Security & Best Practices
Imagine building a skyscraper. You wouldn’t just focus on design and speed - you’d ensure fire exits, alarms, and reinforced structures. In Docker, security and best practices are those safeguards. They protect applications from vulnerabilities, ensure compliance, and keep deployments resilient in production.
Security Foundations
1. Security in Docker
- Image Security:
- Scan images for vulnerabilities (Snyk, Trivy, Anchore).
- Use trusted base images.
- Avoid unnecessary packages.
- Secrets Management:
- Store credentials outside Dockerfiles.
- Use Docker secrets or environment variables securely.
- User Privileges:
- Run containers as non‑root users.
- Apply least privilege principle.
- Network Security:
- Limit exposed ports.
- Use firewalls and TLS for communication.

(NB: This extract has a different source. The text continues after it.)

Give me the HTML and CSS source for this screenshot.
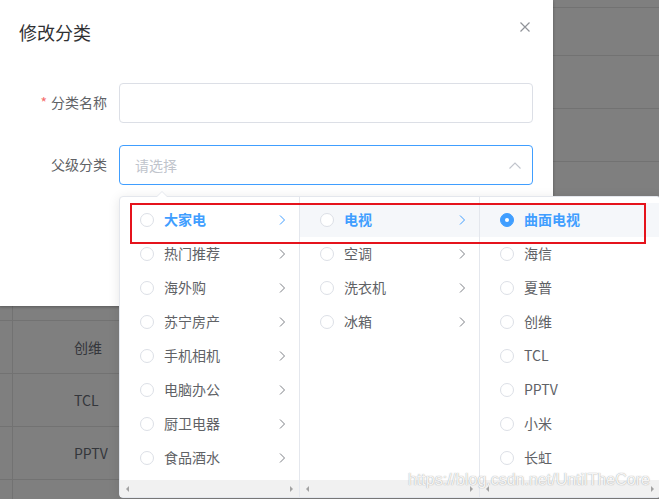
FILE: index.html
```html
<!DOCTYPE html>
<html lang="zh-CN">
<head>
<meta charset="utf-8">
<title>修改分类</title>
<link rel="stylesheet" href="styles.css">
</head>
<body>
<div class="screen">
  <div class="table">
    <div class="tr tr-a"><div class="gutter"></div><div class="td"></div></div>
    <div class="tr tr-b"><div class="gutter"></div><div class="td"></div></div>
    <div class="tr"><div class="gutter"></div><div class="td"></div></div>
    <div class="tr"><div class="gutter"></div><div class="td"></div></div>
    <div class="tr"><div class="gutter"></div><div class="td"></div></div>
    <div class="tr"><div class="gutter"></div><div class="td"></div></div>
    <div class="tr"><div class="gutter"></div><div class="td"></div></div>
    <div class="tr"><div class="gutter"></div><div class="td">创维</div></div>
    <div class="tr"><div class="gutter"></div><div class="td">TCL</div></div>
    <div class="tr"><div class="gutter"></div><div class="td">PPTV</div></div>
    <div class="tr tr-last"><div class="gutter"></div><div class="td"></div></div>
  </div>

  <div class="dialog">
    <div class="dlg-header">
      <span class="dlg-title">修改分类</span>
      <svg class="dlg-close" width="10" height="10" viewBox="0 0 10 10"><path d="M0.5 0.5 L9.5 9.5 M9.5 0.5 L0.5 9.5" stroke="#909399" stroke-width="1.2" fill="none"/></svg>
    </div>
    <div class="dlg-body">
      <div class="form-item">
        <label class="form-label"><span class="req">*</span>分类名称</label>
        <div class="input"></div>
      </div>
      <div class="form-item">
        <label class="form-label">父级分类</label>
        <div class="input focus">
          <span class="placeholder">请选择</span>
          <svg class="caret" width="12" height="7" viewBox="0 0 12 7"><path d="M0.5 6.5 L6 1 L11.5 6.5" stroke="#c0c4cc" stroke-width="1.1" fill="none"/></svg>
        </div>
      </div>
    </div>
  </div>

  <div class="cascader">
    <span class="pop-arrow"></span>
    <div class="menu">
      <ul class="menu-list">
        <li class="node active"><span class="radio"></span><span class="label">大家电</span><svg class="arrow" width="14" height="14" viewBox="0 0 14 14"><path d="M5 2.5 L9.5 7 L5 11.5" fill="none" stroke="currentColor" stroke-width="1"/></svg></li>
        <li class="node"><span class="radio"></span><span class="label">热门推荐</span><svg class="arrow" width="14" height="14" viewBox="0 0 14 14"><path d="M5 2.5 L9.5 7 L5 11.5" fill="none" stroke="currentColor" stroke-width="1"/></svg></li>
        <li class="node"><span class="radio"></span><span class="label">海外购</span><svg class="arrow" width="14" height="14" viewBox="0 0 14 14"><path d="M5 2.5 L9.5 7 L5 11.5" fill="none" stroke="currentColor" stroke-width="1"/></svg></li>
        <li class="node"><span class="radio"></span><span class="label">苏宁房产</span><svg class="arrow" width="14" height="14" viewBox="0 0 14 14"><path d="M5 2.5 L9.5 7 L5 11.5" fill="none" stroke="currentColor" stroke-width="1"/></svg></li>
        <li class="node"><span class="radio"></span><span class="label">手机相机</span><svg class="arrow" width="14" height="14" viewBox="0 0 14 14"><path d="M5 2.5 L9.5 7 L5 11.5" fill="none" stroke="currentColor" stroke-width="1"/></svg></li>
        <li class="node"><span class="radio"></span><span class="label">电脑办公</span><svg class="arrow" width="14" height="14" viewBox="0 0 14 14"><path d="M5 2.5 L9.5 7 L5 11.5" fill="none" stroke="currentColor" stroke-width="1"/></svg></li>
        <li class="node"><span class="radio"></span><span class="label">厨卫电器</span><svg class="arrow" width="14" height="14" viewBox="0 0 14 14"><path d="M5 2.5 L9.5 7 L5 11.5" fill="none" stroke="currentColor" stroke-width="1"/></svg></li>
        <li class="node"><span class="radio"></span><span class="label">食品酒水</span><svg class="arrow" width="14" height="14" viewBox="0 0 14 14"><path d="M5 2.5 L9.5 7 L5 11.5" fill="none" stroke="currentColor" stroke-width="1"/></svg></li>
      </ul>
      <div class="scrollbar"><span class="sb-btn"><span class="tri-l"></span></span><span class="sb-btn"><span class="tri-r"></span></span></div>
    </div>
    <div class="menu">
      <ul class="menu-list">
        <li class="node active hover"><span class="radio"></span><span class="label">电视</span><svg class="arrow" width="14" height="14" viewBox="0 0 14 14"><path d="M5 2.5 L9.5 7 L5 11.5" fill="none" stroke="currentColor" stroke-width="1"/></svg></li>
        <li class="node"><span class="radio"></span><span class="label">空调</span><svg class="arrow" width="14" height="14" viewBox="0 0 14 14"><path d="M5 2.5 L9.5 7 L5 11.5" fill="none" stroke="currentColor" stroke-width="1"/></svg></li>
        <li class="node"><span class="radio"></span><span class="label">洗衣机</span><svg class="arrow" width="14" height="14" viewBox="0 0 14 14"><path d="M5 2.5 L9.5 7 L5 11.5" fill="none" stroke="currentColor" stroke-width="1"/></svg></li>
        <li class="node"><span class="radio"></span><span class="label">冰箱</span><svg class="arrow" width="14" height="14" viewBox="0 0 14 14"><path d="M5 2.5 L9.5 7 L5 11.5" fill="none" stroke="currentColor" stroke-width="1"/></svg></li>
      </ul>
      <div class="scrollbar"><span class="sb-btn"><span class="tri-l"></span></span><span class="sb-btn"><span class="tri-r"></span></span></div>
    </div>
    <div class="menu">
      <ul class="menu-list">
        <li class="node active hover"><span class="radio checked"></span><span class="label">曲面电视</span></li>
        <li class="node"><span class="radio"></span><span class="label">海信</span></li>
        <li class="node"><span class="radio"></span><span class="label">夏普</span></li>
        <li class="node"><span class="radio"></span><span class="label">创维</span></li>
        <li class="node"><span class="radio"></span><span class="label">TCL</span></li>
        <li class="node"><span class="radio"></span><span class="label">PPTV</span></li>
        <li class="node"><span class="radio"></span><span class="label">小米</span></li>
        <li class="node"><span class="radio"></span><span class="label">长虹</span></li>
      </ul>
      <div class="scrollbar"><span class="sb-btn"><span class="tri-l"></span></span><span class="sb-btn"><span class="tri-r"></span></span></div>
    </div>
  </div>

  <div class="annot"></div>
  <div class="watermark">https://blog.csdn.net/UntilTheCore</div>
</div>
</body>
</html>
```

FILE: styles.css
```css
html, body {
  margin: 0;
  padding: 0;
  overflow: hidden;
}

body {
  font-family: "Noto Sans CJK SC", "Noto Sans", sans-serif;
  font-size: 14px;
  background: #7f7f7f;
}

.screen {
  position: relative;
  width: 659px;
  height: 499px;
  overflow: hidden;
  background: #7f7f7f;
}

/* background table under the overlay */
.table {
  display: flex;
  flex-direction: column;
}

.tr {
  display: flex;
  height: 53px;
  box-sizing: border-box;
  border-bottom: 1px solid #727272;
}

.tr-a { height: 8px; }
.tr-b { height: 48px; }
.tr-last { border-bottom: none; }

.gutter {
  width: 13px;
  box-sizing: border-box;
  border-right: 1px solid #727272;
}

.td {
  flex: 1;
  display: flex;
  align-items: center;
  padding-left: 61px;
  padding-bottom: 1px;
  color: #34363b;
  font-size: 14px;
}

/* dialog */
.dialog {
  position: absolute;
  left: -1px;
  top: 0;
  width: 554px;
  height: 306px;
  background: #fff;
  box-shadow: 0 1px 3px rgba(0, 0, 0, 0.3);
  box-sizing: border-box;
}

.dlg-header {
  display: flex;
  justify-content: space-between;
  align-items: flex-start;
  padding: 20px 23px 10px 20px;
}

.dlg-title {
  font-size: 18px;
  line-height: 24px;
  color: #303133;
}

.dlg-close {
  margin-top: 2px;
}

.dlg-body {
  padding: 29px 20px 30px;
}

.form-item {
  display: flex;
  margin-bottom: 22px;
}

.form-label {
  width: 100px;
  box-sizing: border-box;
  padding-right: 12px;
  text-align: right;
  line-height: 39px;
  font-size: 14px;
  color: #606266;
}

.req {
  color: #f56c6c;
  margin-right: 4px;
}

.input {
  flex: 1;
  height: 40px;
  box-sizing: border-box;
  border: 1px solid #dcdfe6;
  border-radius: 4px;
  display: flex;
  align-items: center;
  padding: 0 11px 0 15px;
  color: #c0c4cc;
  font-size: 14px;
}

.input.focus {
  border-color: #409eff;
}

.placeholder {
  flex: 1;
  line-height: 37px;
}

/* cascader dropdown */
.cascader {
  position: absolute;
  left: 119px;
  top: 196px;
  display: flex;
  background: #fff;
  border: 1px solid #e4e7ed;
  border-radius: 4px;
  box-shadow: 0 2px 12px rgba(0, 0, 0, 0.1);
}

.pop-arrow {
  position: absolute;
  left: 36px;
  top: -6px;
  width: 0;
  height: 0;
  border-left: 6px solid transparent;
  border-right: 6px solid transparent;
  border-bottom: 6px solid #e4e7ed;
}

.pop-arrow::after {
  content: "";
  position: absolute;
  left: -5px;
  top: 1px;
  border-left: 5px solid transparent;
  border-right: 5px solid transparent;
  border-bottom: 5px solid #fff;
}

.menu {
  width: 180px;
  height: 300px;
  box-sizing: border-box;
  border-right: 1px solid #e4e7ed;
  display: flex;
  flex-direction: column;
}

.menu:last-child {
  border-right: none;
}

.menu-list {
  list-style: none;
  margin: 0;
  padding: 6px 0 0;
  flex: 1;
}

.node {
  height: 34px;
  display: flex;
  align-items: center;
  padding: 0 10px 0 20px;
  font-size: 14px;
  color: #606266;
}

.node.hover {
  background: #f5f7fa;
}

.node.active {
  color: #409eff;
  font-weight: 700;
}

.radio {
  flex: none;
  width: 14px;
  height: 14px;
  box-sizing: border-box;
  border: 1px solid #dcdfe6;
  border-radius: 50%;
  background: #fff;
  display: flex;
  align-items: center;
  justify-content: center;
}

.radio.checked {
  background: #409eff;
  border-color: #409eff;
}

.radio.checked::after {
  content: "";
  width: 4px;
  height: 4px;
  border-radius: 50%;
  background: #fff;
}

.label {
  flex: 1;
  padding: 0 10px;
  line-height: 32px;
  padding-bottom: 2px;
}

.arrow {
  flex: none;
  color: #7d8086;
}

.node.active .arrow {
  color: #409eff;
}

.scrollbar {
  height: 17px;
  background: #f1f1f1;
  display: flex;
  justify-content: space-between;
}

.sb-btn {
  width: 15px;
  display: flex;
  align-items: center;
  justify-content: center;
}

.tri-l {
  width: 0;
  height: 0;
  border-top: 3px solid transparent;
  border-bottom: 3px solid transparent;
  border-right: 3px solid #a3a3a3;
}

.tri-r {
  width: 0;
  height: 0;
  border-top: 3px solid transparent;
  border-bottom: 3px solid transparent;
  border-left: 3px solid #a3a3a3;
}

/* red annotation box */
.annot {
  position: absolute;
  left: 130px;
  top: 203px;
  width: 516px;
  height: 41px;
  box-sizing: border-box;
  border: 2px solid #e5131c;
}

.watermark {
  position: absolute;
  left: 408px;
  top: 470px;
  font-family: "Liberation Sans", Arial, sans-serif;
  font-size: 16px;
  line-height: 20px;
  color: rgba(255, 255, 255, 0.9);
  text-shadow: 0 0 1px rgba(140, 140, 140, 0.55), 0 0 1px rgba(140, 140, 140, 0.55);
  white-space: nowrap;
}
```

2. Best Practices for Production
- Tagging & Versioning: Use semantic versions (
v1.0.0) instead oflatest. - Resource Limits: Define CPU/memory limits to prevent resource hogging.
- Logging & Monitoring: Centralize logs and set alerts.
- Regular Updates: Keep images and dependencies patched.
- Rollback Strategies: Always keep previous versions ready.
3. Compliance & Governance
- Audit Trails: Maintain logs for compliance.
- Policy Enforcement: Use tools like Open Policy Agent (OPA).
- Container Signing: Verify authenticity with Docker Content Trust.
Things to Remember
- Security is not optional — it’s integral to production readiness.
- Best practices ensure reliability, scalability, and compliance.
- Combining image scanning, secrets management, resource limits, and monitoring creates a secure pipeline.
Hands‑On Lab
Step 1: Scan Docker Image with Trivy
trivy image myapp:latest
Step 2: Use Docker Secrets (Swarm Example)
echo "supersecret" | docker secret create db_password -
docker service create \
--name backend \
--secret db_password \
myapp:latest
Step 3: Run Container as Non‑Root User
FROM node:16
WORKDIR /app
COPY . .
RUN adduser --disabled-password appuser
USER appuser
CMD ["node", "server.js"]
Step 4: Apply Resource Limits in Compose
services:
backend:
image: myapp:latest
deploy:
resources:
limits:
cpus: "0.5"
memory: "512M"
Practice Exercise
- Scan your Docker images with Trivy or Snyk.
- Configure secrets for your database credentials.
- Modify Dockerfiles to run containers as non‑root users.
- Add resource limits in your Compose or Swarm configs.
- Reflect on how these practices improve security and reliability.
Visual Learning Model
Security & Best Practices
├── Image Security → scan, trusted bases
├── Secrets → Docker secrets, env vars
├── Privileges → non-root, least privilege
├── Best Practices → tagging, limits, monitoring
└── Compliance → audits, signing, policies
The Hackers Notebook
Security and best practices are the final layer of the Capstone Project. By scanning images, managing secrets, enforcing least privilege, setting resource limits, and maintaining compliance, learners ensure their Docker applications are safe, reliable, and production‑ready.
👉 With this, the Capstone Project (Module 10) is complete. Learners have now:
- Set up their project.
- Built and containerized services.
- Integrated CI/CD.
- Added monitoring and logging.
- Secured their stack with best practices.
This marks the completion of the Docker Masterclass journey 🎉.